Down All The Days, by Christy Brown
Written 13 years after My Left Foot, this was the second autobiographical novel by the disabled author set in Dublin during the 1940s and 1950s.
Head to Toe, by Joe Orton
Published three years after the author was murdered, Head to Toe is a novel of extraordinary surrealism by the celebrated playwright.
Bomber, by Len Deighton
Now celebrated as a classic documentary war novel, Bomber follows the progress of an Allied air raid on Germany through a period of 24 hours in the summer of 1943.
The Hand Reared Boy by Brian Aldiss
The story of a soldier in the Royal Mendip Borderers and how he copes when the regiment is posted to the Burmese Front.
Fifth Business, by Robertson Davies
A memoir-style novel, written by a fictional narrator, Dunstan Ramsay, a recently retired teacher who sets out to prove he had a meaningful life.

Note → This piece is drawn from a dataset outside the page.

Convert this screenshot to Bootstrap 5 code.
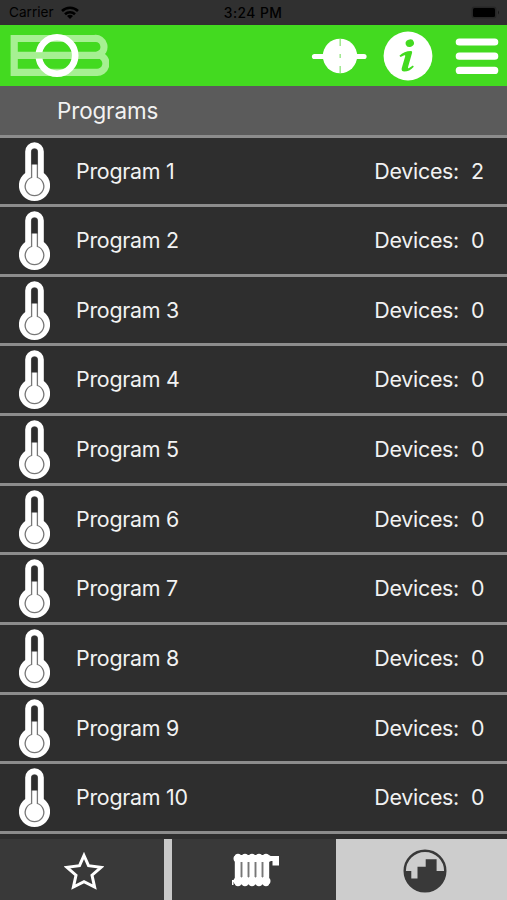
<!DOCTYPE html>
<html lang="en">
<head>
<meta charset="utf-8">
<meta name="viewport" content="width=device-width, initial-scale=1">
<title>Programs</title>
<link href="https://cdn.jsdelivr.net/npm/bootstrap@5.3.0/dist/css/bootstrap.min.css" rel="stylesheet">
<style>
body{font-family:Inter,"Liberation Sans",sans-serif;background:#2e2e2e;color:#f2f2f2}
.app{height:900px;background:#393939}
.status{height:25px;background:#303030;color:#000;font-size:13.6px;line-height:27px;padding:0 6px 0 9px}
.status>*{flex:1 1 0}
.clock{font-weight:500;font-size:13.8px;letter-spacing:.45px;padding-right:4px}
.topbar{height:61px;background:#43da20;padding:0 8px 0 10px}
.heading{height:51.5px;background:#5b5b5b;border-bottom:3px solid #8c8c8c;padding:0 0 0 57px;font-size:22.4px;line-height:49px;letter-spacing:-.1px;margin:0;font-weight:400}
.programs{overflow:hidden;height:701.5px;background:#2e2e2e}
.program{height:69.65px;border-bottom:3px solid #8c8c8c;font-size:21.4px;line-height:66px;letter-spacing:-.27px;padding:0 23px 0 19px}
.program svg{width:31px;height:60px;margin:4px 26px 0 0}
.program .count{width:13px;margin-left:12px;text-align:center}
.tabs{height:61px;background:#393939}
.tab-star{width:164px}.tab-heat{width:164px}
.divider{width:8px;background:#c9c9c9}
.tab-prog{background:#cdcdcd}
</style>
<script src="https://cdn.jsdelivr.net/npm/bootstrap@5.3.0/dist/js/bootstrap.bundle.min.js"></script>
</head>
<body class="overflow-hidden">
<svg class="d-none">
<symbol id="thermo" viewBox="0 0 31 60">
<path d="M6.2 31V9.5a9.3 9.3 0 0 1 18.6 0V31A15.6 15.6 0 1 1 6.2 31Z" fill="#fff"/>
<path d="M12.6 35.5V9.8a2.9 2.9 0 0 1 5.8 0V35.5A9.3 9.3 0 1 1 12.6 35.5Z" fill="#fff" stroke="#777" stroke-width="1.3"/>
<path d="M12.4 22.6V9.8a3.1 3.1 0 0 1 6.2 0V22.6Z" fill="#2e2e2e"/>
</symbol>
</svg>
<div class="app d-flex flex-column">
<div class="status d-flex flex-shrink-0">
<div class="d-flex align-items-center"><span>Carrier</span>
<svg style="margin-left:7px" width="18" height="13" viewBox="0 0 18 13" fill="none" stroke="#000" stroke-width="2.6"><path d="M1 5a11.6 11.6 0 0 1 16 0M4 8.2a7.3 7.3 0 0 1 10 0"/><path d="M9 13 6 10a4.2 4.2 0 0 1 6 0Z" fill="#000" stroke="none"/></svg></div>
<div class="clock text-center">3:24 PM</div>
<div class="d-flex align-items-center justify-content-end"><svg width="30" height="13" viewBox="0 0 30 13"><rect x=".5" y=".5" width="25" height="12" rx="3" fill="#262626"/><rect x="2" y="2" width="22" height="9" rx="1.5"/><path d="M27 4.5q2 2 0 4" fill="#161616"/></svg></div>
</div>
<header class="topbar d-flex align-items-center flex-shrink-0">
<svg class="me-auto" width="99" height="44" viewBox="0 0 99 44" fill="none">
<path d="M47 4.5H4.2V38.3H47M4 21.4H91M47 4.5H84.5a8.4 8.4 0 0 1 4 16.2a8.9 8.9 0 0 1-3 17.6H47" stroke="#a6f092" stroke-width="7.2"/>
<circle cx="47" cy="21.5" r="18.2" stroke="#fff" stroke-width="6.6"/>
<path d="M24 21.4H34" stroke="#a6f092" stroke-width="6.4"/>
</svg>
<svg width="56" height="38" viewBox="0 0 56 38"><path d="M3.5 19.5H53" stroke="#fff" stroke-width="5.2" stroke-linecap="round"/><circle cx="29" cy="19" r="17.2" fill="#fff"/><path d="M29.2 2V9M29.2 17V21M29.2 29V36" stroke="#9ee88c" stroke-width="1.5"/></svg>
<svg class="ms-3" width="50" height="50" viewBox="0 0 50 50"><circle cx="25" cy="25" r="24.4" fill="#fff"/><g fill="#43da20"><ellipse cx="26.8" cy="12.2" rx="4.2" ry="3.7" transform="rotate(-20 26.8 12.2)"/><path d="M16.4 24.8Q21 20.2 28 20q1.5.1 1.1 1.8L25 36.3q-.1 1.3 1.1.7l3.8-2.5.9 1.2q-4.4 4.8-9.6 4.9-3.1-.2-2.5-3.3l3.5-12.1q.3-1.2-.9-.9l-3.7 1.8Z"/></g></svg>
<svg style="margin-left:22px" width="44" height="38" viewBox="0 0 44 38"><path d="M4.3 5H39.7M4.3 19.2H39.7M4.3 33.4H39.7" stroke="#fff" stroke-width="7.2" stroke-linecap="round"/></svg>
</header>
<h1 class="heading flex-shrink-0">Programs</h1>
<main class="programs flex-shrink-0">
<div class="program d-flex"><svg><use href="#thermo"/></svg><span>Program 1</span><span class="ms-auto">Devices:</span><span class="count">2</span></div>
<div class="program d-flex"><svg><use href="#thermo"/></svg><span>Program 2</span><span class="ms-auto">Devices:</span><span class="count">0</span></div>
<div class="program d-flex"><svg><use href="#thermo"/></svg><span>Program 3</span><span class="ms-auto">Devices:</span><span class="count">0</span></div>
<div class="program d-flex"><svg><use href="#thermo"/></svg><span>Program 4</span><span class="ms-auto">Devices:</span><span class="count">0</span></div>
<div class="program d-flex"><svg><use href="#thermo"/></svg><span>Program 5</span><span class="ms-auto">Devices:</span><span class="count">0</span></div>
<div class="program d-flex"><svg><use href="#thermo"/></svg><span>Program 6</span><span class="ms-auto">Devices:</span><span class="count">0</span></div>
<div class="program d-flex"><svg><use href="#thermo"/></svg><span>Program 7</span><span class="ms-auto">Devices:</span><span class="count">0</span></div>
<div class="program d-flex"><svg><use href="#thermo"/></svg><span>Program 8</span><span class="ms-auto">Devices:</span><span class="count">0</span></div>
<div class="program d-flex"><svg><use href="#thermo"/></svg><span>Program 9</span><span class="ms-auto">Devices:</span><span class="count">0</span></div>
<div class="program d-flex"><svg><use href="#thermo"/></svg><span>Program 10</span><span class="ms-auto">Devices:</span><span class="count">0</span></div>
</main>
<nav class="tabs d-flex flex-shrink-0">
<div class="tab-star d-flex align-items-center justify-content-center"><svg width="40" height="40" viewBox="0 0 40 40" style="margin:3px 0 0 3px"><path d="M20 4.5 24.5 14.7 37 16.3 28 24.2 30.6 36 20 30.6 9.4 36 12 24.2 3 16.3 15.5 14.7Z" fill="none" stroke="#fff" stroke-width="3"/></svg></div>
<div class="divider"></div>
<div class="tab-heat d-flex align-items-center justify-content-center"><svg width="50" height="36" viewBox="0 0 50 36" style="margin-left:4px"><g stroke="#fff" stroke-linecap="round" fill="none"><path d="M7 5V31M14 5V31M21 5V31M28 5V31M35 5V31" stroke-width="6.4"/><path d="M6 6.5H37M6 29H36" stroke-width="7"/></g><path d="M36 4H48V13.5H41.5V9H36ZM5 28H1V33H2.5V30H5Z" fill="#fff"/><path d="M10.5 10V25M17.5 10V25M24.5 10V25M31.5 10V25" stroke="#777" stroke-width="1.9"/></svg></div>
<div class="tab-prog flex-fill d-flex align-items-center justify-content-center"><svg width="44" height="44" viewBox="0 0 44 44" style="margin:2px 0 0 7px"><circle cx="22" cy="22" r="20.3" fill="none" stroke="#393939" stroke-width="2.4"/><path d="M1 22H8.3V29.5H14.5V17.7H22.7V10.3H33.6V22H43A21 21 0 0 1 1 22Z" fill="#393939"/></svg></div>
</nav>
</div>
</body>
</html>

The Driver's Seat, by Muriel Spark
Described by the author as a "whydunnit", this is a novella about a young woman who travels to Naples in search of her own death. Readers learn that she will be murdered in the third chapter. Advertised at the time as a "metaphysical shocker" it was among the author's favourite works and was later turned into a film called Identikit starring Elizabeth Taylor.